人的本性邪惡,一定要依靠師長和法度的教化才能端正,要得到禮義的引導才能治理好。
人們沒有師長和法度,就會偏邪險惡而不端正;沒有禮義,就會叛逆作亂而不守秩序。
古代聖明的君王認為人的本性是邪惡的,認為人們是偏邪險惡而不端正、叛逆作亂而不守秩序的,因此給他們建立了禮義、制定了法度,用來強制整治人們的性情而端正他們,用來馴服感化人們的性情而引導他們。
使他們都能從遵守秩序出發、合乎正确的道德原則。
現在的人,能夠被師長和法度所感化,積累文獻經典方面的知識、遵行禮義的,就是君子;縱情任性、習慣于恣肆放蕩而違反禮義的,就是小人。
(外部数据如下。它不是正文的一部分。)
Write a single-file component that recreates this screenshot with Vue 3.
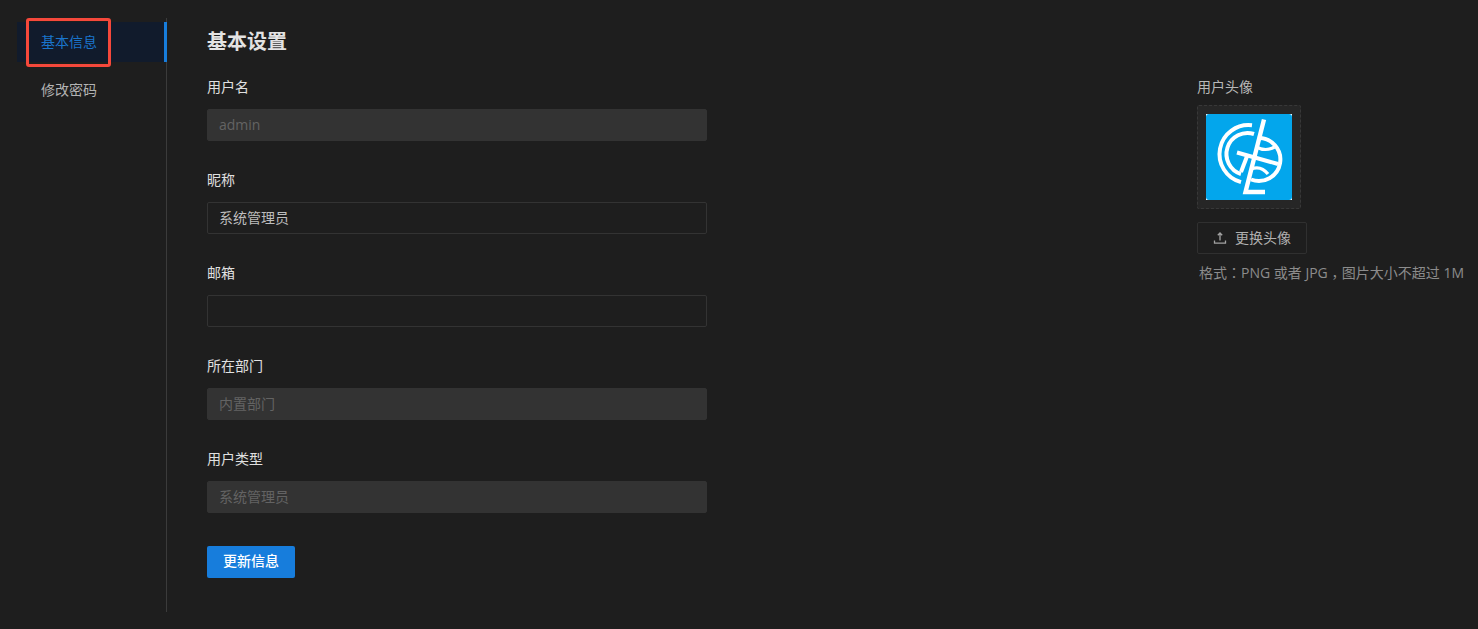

由此看來,那麼人的本性是邪惡的就很明顯了,他們那些善良的行為則是人為的。
孟子曰:“今之學者,其性善。
”
曰:是不然。
是不及知人之性,而不察乎人之性僞之分者也。
凡性者,天之就也,不可學,不可事。
禮義者,聖人之所生也,人之所學而能,所事而成者也。
不可學,不可事,而在人者,謂之性;可學而能,可事而成之在人者,謂之僞。
是性僞之分也。
今人之性,目可以見,耳可以聽;夫可以見之明不離目,可以聽之聰不離耳,目明而耳聰,不可學明矣。
【譯文】
孟子說:“人們要學習的,是那本性的善良。
”
我說:這是不對的。
這是還沒有能夠了解人的本性,而且也不明白人的先天本性和後天人為之間的區别的一種說法。
大凡本性,是天然造就的,是不可能學到的,是不可能人為造作的。
禮義,才是聖人創建的,是人們學了才會、努力從事才能做到的。
人身上不可能學到、不可能人為造作的東西,叫做本性;人身上可以學會、可以通過努力從事而做到的,叫做人為;這就是先天本性和後天人為的區别。
那人的本性,眼睛可以用來看,耳朵可以用來聽。
那可以用來看東西的視力離不開眼睛,可以用來聽聲音的聽力離不開耳朵。
眼睛的視力和耳朵的聽力不可能學到是很清楚的了。
孟子曰:“今人之性善,将皆失喪其性故也。
”
曰:若是則過矣。
今人之性,生而離其樸,離其資,必失而喪之。
用此觀之,然則人之性惡明矣。
所謂性善者,不離其樸而美之,不離其資而利之也。
使夫資樸之于美,心意之于善,若夫可以見之明不離目,可以聽之聰不離耳,故曰目明而耳聰也。
【譯文】
孟子說:“人的本性是善良的,他們的作惡一定都是喪失了他們的本性的緣故啊。
”
我說:像這樣來解釋就錯了。
孟子所謂本性善良,是指不離開他的素質而覺得他很美,不離開他的資質而覺得他很好。
那天生的資質和美的關系、心意和善良的關系就像那可以看東西的視力離不開眼睛、可以聽聲音的聽力離不開耳朵一樣罷了。
所以說資質的美和心意的善良就像眼睛的視力和耳朵的聽力一樣。
如果人的本性生來就脫離他的素質、脫離他的資質,一定會喪失它的美和善良,由此看來,那麼人的本性是邪惡的就很明顯了。
今人之性,饑而欲飽,寒而欲暖,勞而欲休,此人之情性也。
今人見長而不敢先食者,将有所讓也;勞而不敢求息者,将有所代也。